* [WHAT IS NEEDED] Retype the whole listing verbatim and keep the pictures out of it.

* [COLLECTED DATA]
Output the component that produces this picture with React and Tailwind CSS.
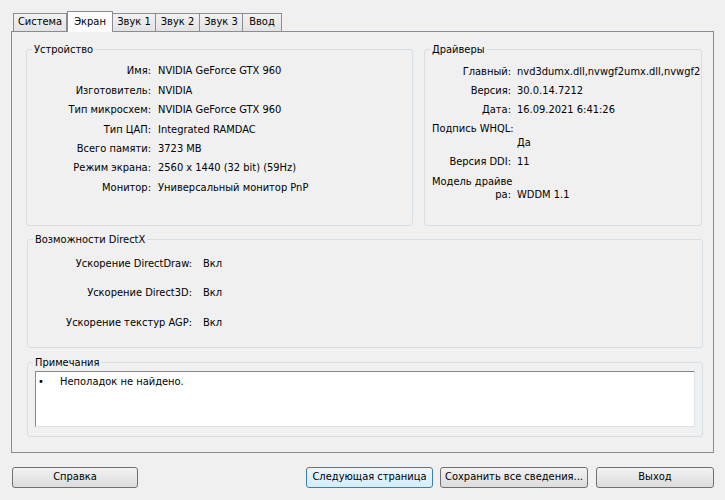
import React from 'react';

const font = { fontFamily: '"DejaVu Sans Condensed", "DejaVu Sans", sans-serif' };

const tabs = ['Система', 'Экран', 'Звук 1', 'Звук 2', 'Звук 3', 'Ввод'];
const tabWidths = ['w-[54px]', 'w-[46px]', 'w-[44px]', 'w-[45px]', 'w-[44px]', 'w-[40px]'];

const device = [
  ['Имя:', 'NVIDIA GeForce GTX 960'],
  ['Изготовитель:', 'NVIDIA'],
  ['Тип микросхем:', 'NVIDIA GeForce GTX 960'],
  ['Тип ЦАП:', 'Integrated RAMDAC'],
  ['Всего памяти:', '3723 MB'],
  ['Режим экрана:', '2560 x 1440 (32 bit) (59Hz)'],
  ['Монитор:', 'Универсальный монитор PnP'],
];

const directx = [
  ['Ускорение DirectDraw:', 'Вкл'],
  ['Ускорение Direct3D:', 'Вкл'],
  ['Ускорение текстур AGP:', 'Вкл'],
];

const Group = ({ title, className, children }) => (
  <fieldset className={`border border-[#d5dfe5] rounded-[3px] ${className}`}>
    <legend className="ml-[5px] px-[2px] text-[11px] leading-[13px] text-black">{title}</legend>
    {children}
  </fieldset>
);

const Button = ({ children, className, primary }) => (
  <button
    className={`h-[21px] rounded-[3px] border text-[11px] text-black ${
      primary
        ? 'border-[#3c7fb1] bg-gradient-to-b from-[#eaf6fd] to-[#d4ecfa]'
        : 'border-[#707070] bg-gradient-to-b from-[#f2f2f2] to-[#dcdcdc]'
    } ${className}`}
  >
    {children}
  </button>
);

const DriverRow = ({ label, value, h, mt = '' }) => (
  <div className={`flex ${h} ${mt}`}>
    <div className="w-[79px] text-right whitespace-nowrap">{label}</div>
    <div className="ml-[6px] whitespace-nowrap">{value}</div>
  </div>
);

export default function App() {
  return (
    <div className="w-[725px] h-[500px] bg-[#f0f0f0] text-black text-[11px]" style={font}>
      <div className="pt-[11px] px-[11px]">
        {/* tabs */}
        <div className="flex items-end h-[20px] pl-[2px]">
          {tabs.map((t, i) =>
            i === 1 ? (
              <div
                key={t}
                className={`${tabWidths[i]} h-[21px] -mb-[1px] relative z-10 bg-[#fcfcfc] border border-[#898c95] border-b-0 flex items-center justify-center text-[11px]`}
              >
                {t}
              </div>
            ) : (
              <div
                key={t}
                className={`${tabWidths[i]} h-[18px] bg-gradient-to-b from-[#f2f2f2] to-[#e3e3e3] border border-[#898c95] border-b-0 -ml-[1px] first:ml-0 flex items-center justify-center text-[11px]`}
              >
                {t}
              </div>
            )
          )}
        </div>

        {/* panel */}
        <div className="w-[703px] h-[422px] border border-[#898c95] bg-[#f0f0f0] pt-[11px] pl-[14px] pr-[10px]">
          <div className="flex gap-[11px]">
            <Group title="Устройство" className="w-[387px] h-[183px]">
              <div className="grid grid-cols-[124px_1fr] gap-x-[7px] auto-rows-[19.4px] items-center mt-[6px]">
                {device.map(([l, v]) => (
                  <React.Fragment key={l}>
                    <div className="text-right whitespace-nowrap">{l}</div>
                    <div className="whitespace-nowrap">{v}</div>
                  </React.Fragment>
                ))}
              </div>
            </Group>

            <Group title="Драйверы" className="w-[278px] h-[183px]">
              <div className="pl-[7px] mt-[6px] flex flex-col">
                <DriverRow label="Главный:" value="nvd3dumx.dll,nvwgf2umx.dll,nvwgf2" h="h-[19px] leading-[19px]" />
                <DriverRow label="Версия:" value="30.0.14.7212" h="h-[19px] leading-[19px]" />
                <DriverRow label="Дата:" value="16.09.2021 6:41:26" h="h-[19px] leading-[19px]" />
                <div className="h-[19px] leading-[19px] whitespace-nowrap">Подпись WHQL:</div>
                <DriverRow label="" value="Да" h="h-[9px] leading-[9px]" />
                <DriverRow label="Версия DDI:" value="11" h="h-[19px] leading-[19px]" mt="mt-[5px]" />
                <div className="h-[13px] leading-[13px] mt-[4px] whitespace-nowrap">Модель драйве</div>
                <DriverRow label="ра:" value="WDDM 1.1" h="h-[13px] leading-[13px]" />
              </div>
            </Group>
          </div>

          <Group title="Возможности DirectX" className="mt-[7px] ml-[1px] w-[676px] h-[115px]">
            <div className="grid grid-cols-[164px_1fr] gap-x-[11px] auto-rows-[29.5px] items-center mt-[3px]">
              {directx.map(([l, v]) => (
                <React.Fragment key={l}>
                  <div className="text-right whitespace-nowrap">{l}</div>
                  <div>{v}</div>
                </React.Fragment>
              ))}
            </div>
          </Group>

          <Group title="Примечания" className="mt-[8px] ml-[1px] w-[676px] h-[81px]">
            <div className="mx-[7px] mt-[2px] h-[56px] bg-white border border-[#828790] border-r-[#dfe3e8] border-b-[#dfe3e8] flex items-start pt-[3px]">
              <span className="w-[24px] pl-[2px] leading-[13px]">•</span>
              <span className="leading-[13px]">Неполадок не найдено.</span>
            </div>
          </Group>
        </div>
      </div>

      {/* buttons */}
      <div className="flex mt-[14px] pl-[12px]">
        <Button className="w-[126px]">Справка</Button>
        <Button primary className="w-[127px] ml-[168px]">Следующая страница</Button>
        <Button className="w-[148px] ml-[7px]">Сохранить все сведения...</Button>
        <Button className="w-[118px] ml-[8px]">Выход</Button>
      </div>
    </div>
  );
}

* [SOLUTION]
Output the component that produces this picture with React and Tailwind CSS.
import React from 'react';

const font = { fontFamily: '"DejaVu Sans Condensed", "DejaVu Sans", sans-serif' };

const tabs = ['Система', 'Экран', 'Звук 1', 'Звук 2', 'Звук 3', 'Ввод'];
const tabWidths = ['w-[54px]', 'w-[46px]', 'w-[44px]', 'w-[45px]', 'w-[44px]', 'w-[40px]'];

const device = [
  ['Имя:', 'NVIDIA GeForce GTX 960'],
  ['Изготовитель:', 'NVIDIA'],
  ['Тип микросхем:', 'NVIDIA GeForce GTX 960'],
  ['Тип ЦАП:', 'Integrated RAMDAC'],
  ['Всего памяти:', '3723 MB'],
  ['Режим экрана:', '2560 x 1440 (32 bit) (59Hz)'],
  ['Монитор:', 'Универсальный монитор PnP'],
];

const directx = [
  ['Ускорение DirectDraw:', 'Вкл'],
  ['Ускорение Direct3D:', 'Вкл'],
  ['Ускорение текстур AGP:', 'Вкл'],
];

const Group = ({ title, className, children }) => (
  <fieldset className={`border border-[#d5dfe5] rounded-[3px] ${className}`}>
    <legend className="ml-[5px] px-[2px] text-[11px] leading-[13px] text-black">{title}</legend>
    {children}
  </fieldset>
);

const Button = ({ children, className, primary }) => (
  <button
    className={`h-[21px] rounded-[3px] border text-[11px] text-black ${
      primary
        ? 'border-[#3c7fb1] bg-gradient-to-b from-[#eaf6fd] to-[#d4ecfa]'
        : 'border-[#707070] bg-gradient-to-b from-[#f2f2f2] to-[#dcdcdc]'
    } ${className}`}
  >
    {children}
  </button>
);

const DriverRow = ({ label, value, h, mt = '' }) => (
  <div className={`flex ${h} ${mt}`}>
    <div className="w-[79px] text-right whitespace-nowrap">{label}</div>
    <div className="ml-[6px] whitespace-nowrap">{value}</div>
  </div>
);

export default function App() {
  return (
    <div className="w-[725px] h-[500px] bg-[#f0f0f0] text-black text-[11px]" style={font}>
      <div className="pt-[11px] px-[11px]">
        {/* tabs */}
        <div className="flex items-end h-[20px] pl-[2px]">
          {tabs.map((t, i) =>
            i === 1 ? (
              <div
                key={t}
                className={`${tabWidths[i]} h-[21px] -mb-[1px] relative z-10 bg-[#fcfcfc] border border-[#898c95] border-b-0 flex items-center justify-center text-[11px]`}
              >
                {t}
              </div>
            ) : (
              <div
                key={t}
                className={`${tabWidths[i]} h-[18px] bg-gradient-to-b from-[#f2f2f2] to-[#e3e3e3] border border-[#898c95] border-b-0 -ml-[1px] first:ml-0 flex items-center justify-center text-[11px]`}
              >
                {t}
              </div>
            )
          )}
        </div>

        {/* panel */}
        <div className="w-[703px] h-[422px] border border-[#898c95] bg-[#f0f0f0] pt-[11px] pl-[14px] pr-[10px]">
          <div className="flex gap-[11px]">
            <Group title="Устройство" className="w-[387px] h-[183px]">
              <div className="grid grid-cols-[124px_1fr] gap-x-[7px] auto-rows-[19.4px] items-center mt-[6px]">
                {device.map(([l, v]) => (
                  <React.Fragment key={l}>
                    <div className="text-right whitespace-nowrap">{l}</div>
                    <div className="whitespace-nowrap">{v}</div>
                  </React.Fragment>
                ))}
              </div>
            </Group>

            <Group title="Драйверы" className="w-[278px] h-[183px]">
              <div className="pl-[7px] mt-[6px] flex flex-col">
                <DriverRow label="Главный:" value="nvd3dumx.dll,nvwgf2umx.dll,nvwgf2" h="h-[19px] leading-[19px]" />
                <DriverRow label="Версия:" value="30.0.14.7212" h="h-[19px] leading-[19px]" />
                <DriverRow label="Дата:" value="16.09.2021 6:41:26" h="h-[19px] leading-[19px]" />
                <div className="h-[19px] leading-[19px] whitespace-nowrap">Подпись WHQL:</div>
                <DriverRow label="" value="Да" h="h-[9px] leading-[9px]" />
                <DriverRow label="Версия DDI:" value="11" h="h-[19px] leading-[19px]" mt="mt-[5px]" />
                <div className="h-[13px] leading-[13px] mt-[4px] whitespace-nowrap">Модель драйве</div>
                <DriverRow label="ра:" value="WDDM 1.1" h="h-[13px] leading-[13px]" />
              </div>
            </Group>
          </div>

          <Group title="Возможности DirectX" className="mt-[7px] ml-[1px] w-[676px] h-[115px]">
            <div className="grid grid-cols-[164px_1fr] gap-x-[11px] auto-rows-[29.5px] items-center mt-[3px]">
              {directx.map(([l, v]) => (
                <React.Fragment key={l}>
                  <div className="text-right whitespace-nowrap">{l}</div>
                  <div>{v}</div>
                </React.Fragment>
              ))}
            </div>
          </Group>

          <Group title="Примечания" className="mt-[8px] ml-[1px] w-[676px] h-[81px]">
            <div className="mx-[7px] mt-[2px] h-[56px] bg-white border border-[#828790] border-r-[#dfe3e8] border-b-[#dfe3e8] flex items-start pt-[3px]">
              <span className="w-[24px] pl-[2px] leading-[13px]">•</span>
              <span className="leading-[13px]">Неполадок не найдено.</span>
            </div>
          </Group>
        </div>
      </div>

      {/* buttons */}
      <div className="flex mt-[14px] pl-[12px]">
        <Button className="w-[126px]">Справка</Button>
        <Button primary className="w-[127px] ml-[168px]">Следующая страница</Button>
        <Button className="w-[148px] ml-[7px]">Сохранить все сведения...</Button>
        <Button className="w-[118px] ml-[8px]">Выход</Button>
      </div>
    </div>
  );
}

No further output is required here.